* **DIRECTIVE**:
Please transcribe the data that follows without the pictures, keeping every word the same.

* **DATA SEGMENT**:

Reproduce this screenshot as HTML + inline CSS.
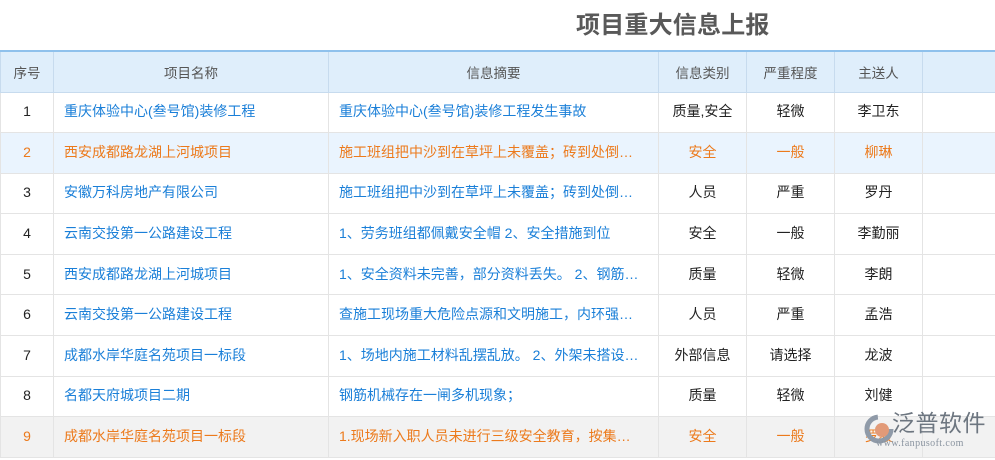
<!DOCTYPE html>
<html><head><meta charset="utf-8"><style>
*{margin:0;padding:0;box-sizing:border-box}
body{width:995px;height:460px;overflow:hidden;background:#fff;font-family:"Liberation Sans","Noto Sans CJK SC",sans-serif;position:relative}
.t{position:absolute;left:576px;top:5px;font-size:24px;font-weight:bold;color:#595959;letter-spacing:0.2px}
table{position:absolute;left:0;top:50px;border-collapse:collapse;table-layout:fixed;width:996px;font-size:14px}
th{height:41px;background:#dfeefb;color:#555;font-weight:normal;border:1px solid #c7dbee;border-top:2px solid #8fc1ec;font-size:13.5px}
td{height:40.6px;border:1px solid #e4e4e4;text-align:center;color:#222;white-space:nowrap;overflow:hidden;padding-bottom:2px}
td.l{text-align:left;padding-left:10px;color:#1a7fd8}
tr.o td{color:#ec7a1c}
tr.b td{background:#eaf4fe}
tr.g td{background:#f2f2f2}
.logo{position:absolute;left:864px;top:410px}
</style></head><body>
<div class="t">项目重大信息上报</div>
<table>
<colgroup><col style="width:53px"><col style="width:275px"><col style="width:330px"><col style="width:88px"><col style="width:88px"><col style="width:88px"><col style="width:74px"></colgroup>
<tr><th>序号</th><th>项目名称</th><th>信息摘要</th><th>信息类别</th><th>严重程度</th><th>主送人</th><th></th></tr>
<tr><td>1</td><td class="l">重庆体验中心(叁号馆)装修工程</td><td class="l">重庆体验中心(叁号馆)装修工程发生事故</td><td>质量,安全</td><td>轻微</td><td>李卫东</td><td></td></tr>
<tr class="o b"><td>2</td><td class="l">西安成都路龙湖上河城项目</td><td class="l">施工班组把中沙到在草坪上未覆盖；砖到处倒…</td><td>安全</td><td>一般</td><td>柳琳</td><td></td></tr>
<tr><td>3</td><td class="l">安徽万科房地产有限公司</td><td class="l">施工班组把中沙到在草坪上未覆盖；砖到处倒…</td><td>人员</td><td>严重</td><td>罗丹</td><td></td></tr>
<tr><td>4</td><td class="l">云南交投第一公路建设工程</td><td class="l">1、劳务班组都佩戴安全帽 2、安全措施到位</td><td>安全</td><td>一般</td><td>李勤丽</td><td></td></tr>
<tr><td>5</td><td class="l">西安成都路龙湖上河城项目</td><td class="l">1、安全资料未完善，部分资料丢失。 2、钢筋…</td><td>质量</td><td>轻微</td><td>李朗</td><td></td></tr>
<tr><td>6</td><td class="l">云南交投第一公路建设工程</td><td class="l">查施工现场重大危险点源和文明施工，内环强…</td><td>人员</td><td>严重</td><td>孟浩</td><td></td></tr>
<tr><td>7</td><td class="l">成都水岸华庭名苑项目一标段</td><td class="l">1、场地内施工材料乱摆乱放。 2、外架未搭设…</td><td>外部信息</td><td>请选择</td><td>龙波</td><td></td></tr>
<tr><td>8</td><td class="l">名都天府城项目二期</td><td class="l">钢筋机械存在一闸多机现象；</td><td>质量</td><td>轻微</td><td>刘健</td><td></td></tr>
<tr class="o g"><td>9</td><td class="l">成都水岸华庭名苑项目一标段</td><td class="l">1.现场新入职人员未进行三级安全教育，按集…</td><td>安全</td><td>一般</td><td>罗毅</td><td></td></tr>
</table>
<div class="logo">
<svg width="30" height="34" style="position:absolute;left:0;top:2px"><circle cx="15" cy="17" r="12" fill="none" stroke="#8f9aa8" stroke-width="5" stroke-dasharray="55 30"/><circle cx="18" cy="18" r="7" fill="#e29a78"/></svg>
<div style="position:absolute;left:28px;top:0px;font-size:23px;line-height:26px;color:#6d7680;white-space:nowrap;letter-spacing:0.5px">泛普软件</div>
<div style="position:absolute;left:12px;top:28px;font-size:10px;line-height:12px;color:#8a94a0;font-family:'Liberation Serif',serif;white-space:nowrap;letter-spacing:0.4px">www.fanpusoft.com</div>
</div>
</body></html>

* **FULL OUTPUT**:
Reproduce this screenshot as HTML + inline CSS.
<!DOCTYPE html>
<html><head><meta charset="utf-8"><style>
*{margin:0;padding:0;box-sizing:border-box}
body{width:995px;height:460px;overflow:hidden;background:#fff;font-family:"Liberation Sans","Noto Sans CJK SC",sans-serif;position:relative}
.t{position:absolute;left:576px;top:5px;font-size:24px;font-weight:bold;color:#595959;letter-spacing:0.2px}
table{position:absolute;left:0;top:50px;border-collapse:collapse;table-layout:fixed;width:996px;font-size:14px}
th{height:41px;background:#dfeefb;color:#555;font-weight:normal;border:1px solid #c7dbee;border-top:2px solid #8fc1ec;font-size:13.5px}
td{height:40.6px;border:1px solid #e4e4e4;text-align:center;color:#222;white-space:nowrap;overflow:hidden;padding-bottom:2px}
td.l{text-align:left;padding-left:10px;color:#1a7fd8}
tr.o td{color:#ec7a1c}
tr.b td{background:#eaf4fe}
tr.g td{background:#f2f2f2}
.logo{position:absolute;left:864px;top:410px}
</style></head><body>
<div class="t">项目重大信息上报</div>
<table>
<colgroup><col style="width:53px"><col style="width:275px"><col style="width:330px"><col style="width:88px"><col style="width:88px"><col style="width:88px"><col style="width:74px"></colgroup>
<tr><th>序号</th><th>项目名称</th><th>信息摘要</th><th>信息类别</th><th>严重程度</th><th>主送人</th><th></th></tr>
<tr><td>1</td><td class="l">重庆体验中心(叁号馆)装修工程</td><td class="l">重庆体验中心(叁号馆)装修工程发生事故</td><td>质量,安全</td><td>轻微</td><td>李卫东</td><td></td></tr>
<tr class="o b"><td>2</td><td class="l">西安成都路龙湖上河城项目</td><td class="l">施工班组把中沙到在草坪上未覆盖；砖到处倒…</td><td>安全</td><td>一般</td><td>柳琳</td><td></td></tr>
<tr><td>3</td><td class="l">安徽万科房地产有限公司</td><td class="l">施工班组把中沙到在草坪上未覆盖；砖到处倒…</td><td>人员</td><td>严重</td><td>罗丹</td><td></td></tr>
<tr><td>4</td><td class="l">云南交投第一公路建设工程</td><td class="l">1、劳务班组都佩戴安全帽 2、安全措施到位</td><td>安全</td><td>一般</td><td>李勤丽</td><td></td></tr>
<tr><td>5</td><td class="l">西安成都路龙湖上河城项目</td><td class="l">1、安全资料未完善，部分资料丢失。 2、钢筋…</td><td>质量</td><td>轻微</td><td>李朗</td><td></td></tr>
<tr><td>6</td><td class="l">云南交投第一公路建设工程</td><td class="l">查施工现场重大危险点源和文明施工，内环强…</td><td>人员</td><td>严重</td><td>孟浩</td><td></td></tr>
<tr><td>7</td><td class="l">成都水岸华庭名苑项目一标段</td><td class="l">1、场地内施工材料乱摆乱放。 2、外架未搭设…</td><td>外部信息</td><td>请选择</td><td>龙波</td><td></td></tr>
<tr><td>8</td><td class="l">名都天府城项目二期</td><td class="l">钢筋机械存在一闸多机现象；</td><td>质量</td><td>轻微</td><td>刘健</td><td></td></tr>
<tr class="o g"><td>9</td><td class="l">成都水岸华庭名苑项目一标段</td><td class="l">1.现场新入职人员未进行三级安全教育，按集…</td><td>安全</td><td>一般</td><td>罗毅</td><td></td></tr>
</table>
<div class="logo">
<svg width="30" height="34" style="position:absolute;left:0;top:2px"><circle cx="15" cy="17" r="12" fill="none" stroke="#8f9aa8" stroke-width="5" stroke-dasharray="55 30"/><circle cx="18" cy="18" r="7" fill="#e29a78"/></svg>
<div style="position:absolute;left:28px;top:0px;font-size:23px;line-height:26px;color:#6d7680;white-space:nowrap;letter-spacing:0.5px">泛普软件</div>
<div style="position:absolute;left:12px;top:28px;font-size:10px;line-height:12px;color:#8a94a0;font-family:'Liberation Serif',serif;white-space:nowrap;letter-spacing:0.4px">www.fanpusoft.com</div>
</div>
</body></html>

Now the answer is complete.